Problems of the most diabolical and vexing sort delight Kahn's scientific palate as well. He even admits to overlooking a question with a potentially more interesting answer for another one that promises more noggin scratching and hair pulling.

"This is overly simplistic, but there are sort of two kinds of scientists," he explained. "One kind is mostly interested in the answers, and the other is more interested in the process. I'm more in the process category."

In June, Kahn, who is currently associate lab director of SLAC Particle Physics and Astronomy, will change roles to delve deeper into a scientific project that's full of rewards for both answer-hunters and problem-lovers. Kahn is the physicist in charge of building the world's biggest digital camera—boasting a whopping 3200 megapixels—for the Large Synoptic Survey Telescope, or LSST. Slated to come online in 2015 and begin operations in 2016, the LSST will take a full image of the entire visible-wavelength sky over the course of a few days. It will look deep into the universe for ten years, providing an extraordinary visual record of the evolving universe.

"We call it cosmic cinematography. We'll measure everything that's changing everywhere in the universe," Kahn said.

The LSST will help scientists tackle a slew of mysteries. One of them—Kahn's interest—is dark energy, the mysterious energy field which scientists believe is causing the universe to expand faster and faster. Dark energy is closely intertwined with dark matter, the material that neither emits nor reflects light of any wavelength, yet is five times more abundant in the universe than visible matter—meaning its gravitational pull formed the galaxies. Mapping dark matter concentrations could untangle the tantalizing enigma of dark energy, but the stuff is devilishly difficult to study, except through an effect called weak gravitational lensing.

Because dark matter has mass, light from a distant galaxy bends as it passes dark matter on its way to Earth. By looking at how the image of the galaxy is distorted, scientists should be able to deduce the properties of the intervening dark matter clump—except that there's no way of knowing how the galaxy looked in the first place. So researchers compare the distortion in two nearby galaxies whose light passes through the same dark matter clump. But this tenuous signal is threatened by noise from any number of factors—the distortions within the telescope, the interference from the atmosphere, the fact that galaxies aren't perfectly round.

"The problem is that the measurement is extremely difficult, because the characteristic distortion that we're looking for is like one part in ten thousand at the lowest levels," Kahn said. "You have to look at huge numbers of galaxies in order to average all that away. So with LSST we look at about 3 billion galaxies, and measure the correlations between all of them. With the map of the concentrations of dark matter as a function of cosmic time, we can infer the details of the cosmic expansion history. This in turn provides the constraints on dark energy that we are really after.”

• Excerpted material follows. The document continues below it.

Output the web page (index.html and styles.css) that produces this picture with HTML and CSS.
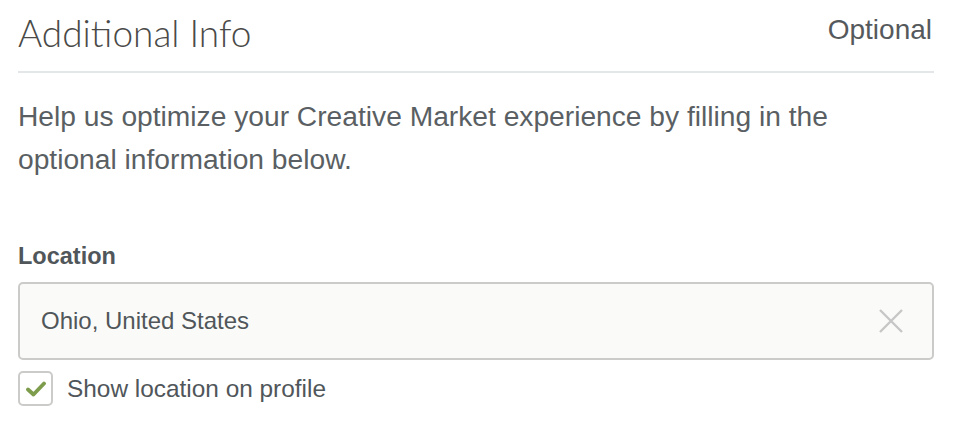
FILE: index.html
```html
<!DOCTYPE html>
<html lang="en">
<head>
    <meta charset="UTF-8">
    <meta name="viewport" content="width=device-width, initial-scale=1.0">
    <title>Additional Info</title>
    <link rel="stylesheet" href="styles.css">
</head>
<body>
    <div class="panel">
        <div class="panel-head">
            <h2>Additional Info</h2>
            <span class="optional">Optional</span>
        </div>
        <p class="intro">Help us optimize your Creative Market experience by filling in the optional information below.</p>

        <div class="field">
            <label for="location">Location</label>
            <div class="input-wrap">
                <input type="text" id="location" value="Ohio, United States">
                <!-- clear button -->
                <button class="clear" type="button" aria-label="Clear">
                    <svg width="26" height="26" viewBox="0 0 26 26">
                        <path d="M2 2 L24 24 M24 2 L2 24" stroke="#c6c6c6" stroke-width="2.4" fill="none"/>
                    </svg>
                </button>
            </div>
            <div class="check-row">
                <span class="checkbox">
                    <svg width="20" height="16" viewBox="0 0 20 16">
                        <path d="M2 8.5 L7.5 13.5 L18 2.5" stroke="#7d9c4c" stroke-width="3.8" fill="none" stroke-linecap="round" stroke-linejoin="round"/>
                    </svg>
                </span>
                <span class="check-label">Show location on profile</span>
            </div>
        </div>
    </div>
</body>
</html>
```

FILE: styles.css
```css
body {
    margin: 0;
    background: #fff;
    font-family: "Liberation Sans", Arial, sans-serif;
    color: #565b5f;
}
.panel {
    padding: 0 20px 0 18px;
}
.panel-head {
    display: flex;
    justify-content: space-between;
    align-items: flex-start;
    border-bottom: 2px solid #e4e7e7;
    height: 71px;
}
.panel-head h2 {
    margin: 9px 0 0;
    font-family: "Lato", sans-serif;
    font-weight: 300;
    font-size: 37px;
    line-height: 48px;
    color: #4a4a48;
}
.optional {
    margin-top: 9px;
    margin-right: 2px;
    font-size: 28px;
    line-height: 42px;
    color: #55595c;
}
.intro {
    max-width: 860px;
    margin: 22px 0 0;
    font-size: 28.2px;
    line-height: 43px;
    color: #5a5f63;
}
.field {
    margin-top: 62px;
}
.field label {
    display: block;
    font-size: 23.5px;
    font-weight: bold;
    line-height: 26px;
    color: #50565a;
}
.input-wrap {
    position: relative;
    margin-top: 13px;
}
.input-wrap input {
    box-sizing: border-box;
    width: 100%;
    height: 78px;
    padding: 0 60px 0 21px;
    border: 2px solid #cbcbc9;
    border-radius: 5px;
    background: #fafbf8;
    font-family: "Liberation Sans", Arial, sans-serif;
    font-size: 24px;
    color: #50565a;
    outline: none;
}
.clear {
    position: absolute;
    right: 30px;
    top: 26px;
    padding: 0;
    border: 0;
    background: none;
    cursor: pointer;
}
.check-row {
    display: flex;
    align-items: center;
    margin-top: 11px;
}
.checkbox {
    box-sizing: border-box;
    display: flex;
    align-items: center;
    justify-content: center;
    width: 35px;
    height: 35px;
    border: 2px solid #cbcbc9;
    border-radius: 5px;
    background: #fff;
}
.check-label {
    margin-left: 14px;
    font-size: 24.4px;
    color: #50565a;
}
```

As the lead physicist for the LSST camera, Kahn's plate is heaped with perplexing tasks, including aligning the camera's multitudinous sensors, or reading out and storing and working with a data set that's comparable in size to all of the world's existing information. At the same time, he finds studying dark energy fascinating—less because dark energy is such a mystery than because that mystery is potentially solvable, like a crossword puzzle.

"The really astounding thing is not, 'okay we discovered something and don't know what it is.' That happens all the time," Kahn said. "The really astounding thing is that all these things fit together so well in this really amazingly simple model. But the model has at its core completely unknown physics that's not compatible with anything else that is currently known. There has to be some underlying, deeper reason why these things work so well."